Das Spieglein ermöglicht auch große Transparenz
Wie auch im Schneewittchen-Märchen, schafft das Spieglein an der Wand radikal Transparenz über die tatsächliche Sachlage. Während im Märchen über die Schönheit der eitlen Königin bzw. von Schneewittchen geurteilt wird, kann hier auf Basis der Rendite- und Ausfall-Kennzahlen, wie in den oben abgebildeten Tabellen dargestellt, folgende Grafik erstellt werden:
Dadurch kann auch ein gutes Bild über die adäquate Vergütung des eingegangenen Risikos gezogen werden. Und zwar:
- Lendico.at – Hier kommte es zu einem deutlichen Fehlpricing von Risiko. Bei annähernd gleich hoher Ausfallquote wie bei Bondora wird nur ca. ein Viertel der Brutto-Rendite erzielt. Ein rationaler Investor, sollte daher einen Bogen um Lendico.at machen.

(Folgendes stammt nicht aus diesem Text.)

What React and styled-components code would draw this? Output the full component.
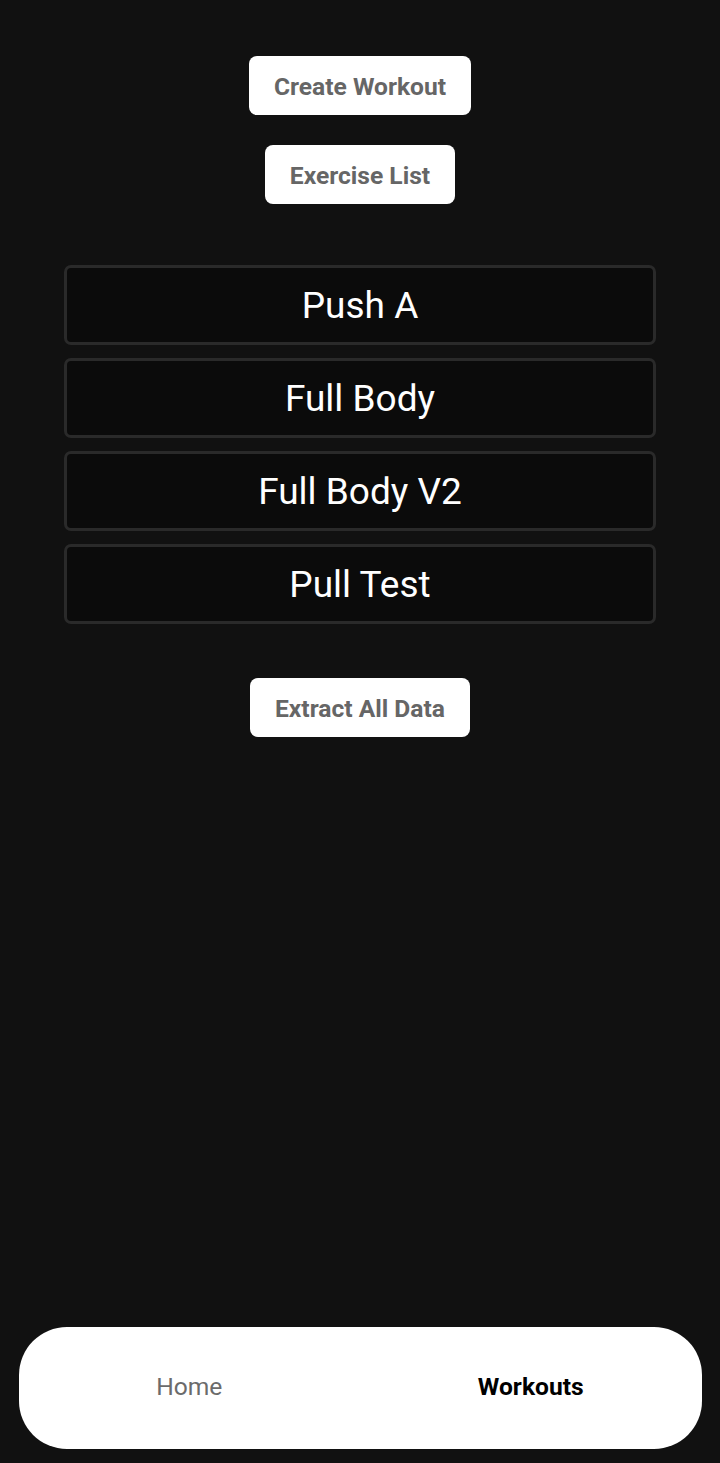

- Bondora – Hier fällt das im Verhältnis zu den anderen Plattformen erfreuliche Verhältnis zwischen Risiko und Rendite auf. In der Brutto-Rendite von 22,5% ist auch noch genug Luft für Risikokosten, sollte es im Lauf der Zeit zu einer Verschlechterung des Portfolios kommen. Gleichzeitig ist die NPL Quote, insb. gegenüber Mintos und Viventor niedrig.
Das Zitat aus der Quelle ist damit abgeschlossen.